Today I watched the ABC Documentary "Different Books, Common Word" that highlighted the dialogue between Baptists and Muslims in various parts of the United States. The program highlighted how several different people found themselves with the opportunity to interact with a person from another faith group and learned something about the common humanity of the other. So many times in church, I hear more of the "We are right and 'they' are wrong" kinds of rhetoric. Whether it is about religion, politics, race, gender or some other division, there seems to be a tendency to talk about those who are in and those who are out. Too often, what is called tolerance by such thinkers is the willingness to allow others the "right" to live life by their own cultural standards as long as "those people" know that "they" are in the minority and not in positions of power. There also seems to be an idea that if I truly enter a dialogue with someone who is different from me, I will have to give up something of who I am. This just simply is not true. In fact, dialogue that requires that a person give up a part of who they are lacks any potential for genuine connection. However, we do have to set aside our need to be right long enough to enter into the world of the other and try to see the world through their eyes.

This point has been portrayed beautifully in movies such as Dances with Wolves, The Last Samurai, and more recently, Avatar. If we just keep saying why we think we are right and why others or wrong, we never truly understand the other. (And this is true in world politics, marriages, and parenting.) In an encounter with another we may find something that changes us, or we may be reminded of why we believe as we do, but that cannot truly happen if we approach such conversations with arrogance. To a lesser extent, I have the privilege to practice this on a regular basis as I get to visit other congregations as part of my work. I have learned to appreciate the liturgy and practice of other Christian Churches. In each visit, I find things that I like and reasons to return to my own congregation. However, every encounter opens my eyes to new ways of doing things. For a couple of years I had regular lunches with my friend, A.J. Levine. A.J. is a Jewish woman who is also a professor of New Testament at Vanderbilt. I loved our conversations both about her faith and practice and her views on Christian faith and practice as she critiqued it through her studies of the New Testament. I have loved the rich conversations that I have had with those who are just across party lines from me or those that have different ethnic background. Each time I come away from a conversation with something I have learned and something that affirms a part of myself.

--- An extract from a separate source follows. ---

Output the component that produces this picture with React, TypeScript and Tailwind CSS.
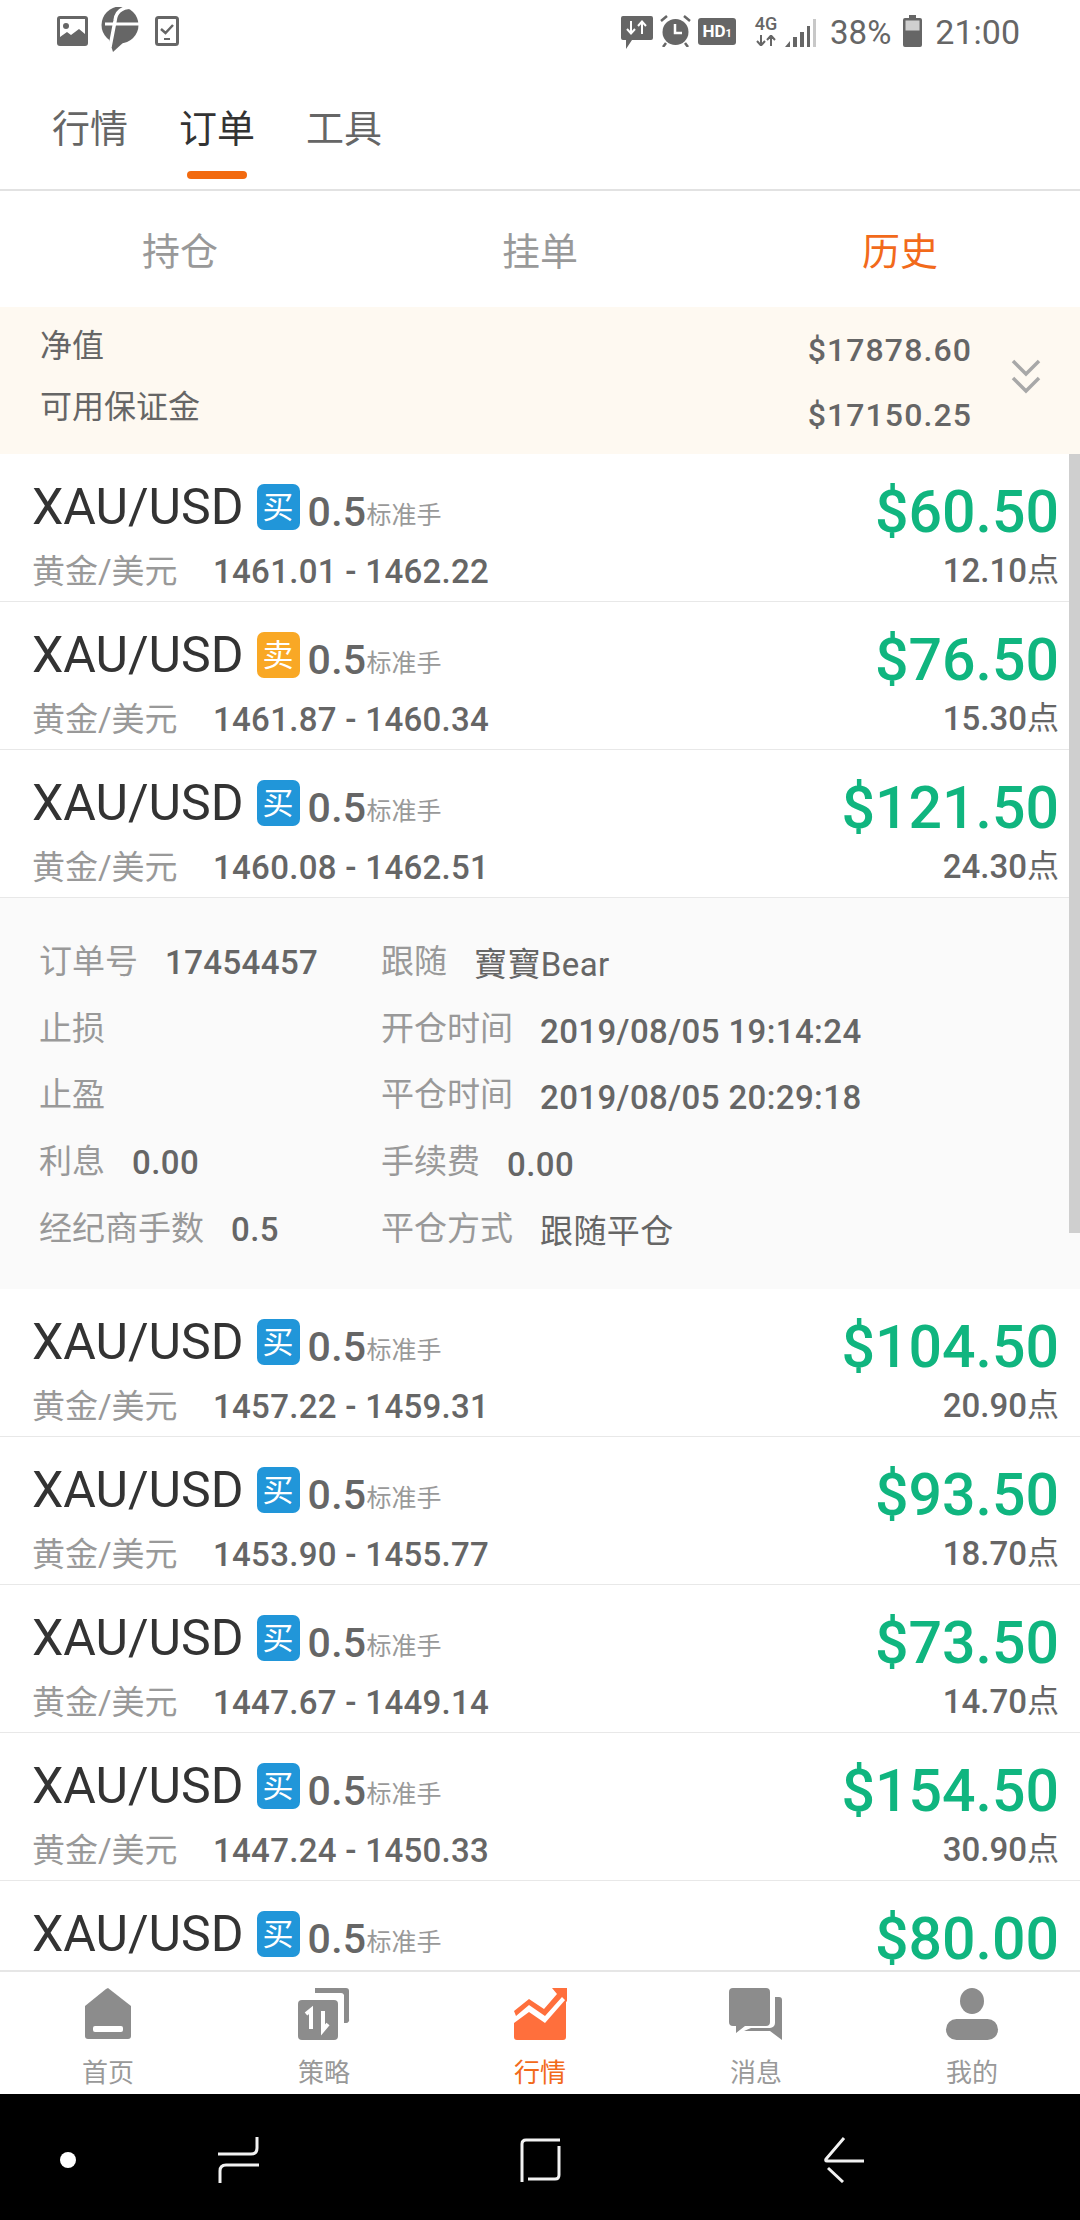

I do not understand the need to draw deep divides between people or those that express anger when they encounter views that are different than their own. In fact, if there is one place that I need to practice my own tolerance for others, it is for people who seem to demonstrate these types of rigid stances. As we learn what it is to love our neighbor as ourselves or as we truly try to embody the teachings of the "Good Samaritan", I think we have to learn to love - not tolerate or endure - others; others from different religions, countries, cultures, races and political parties. My life has been enriched as I try to overcome my own prejudices daily.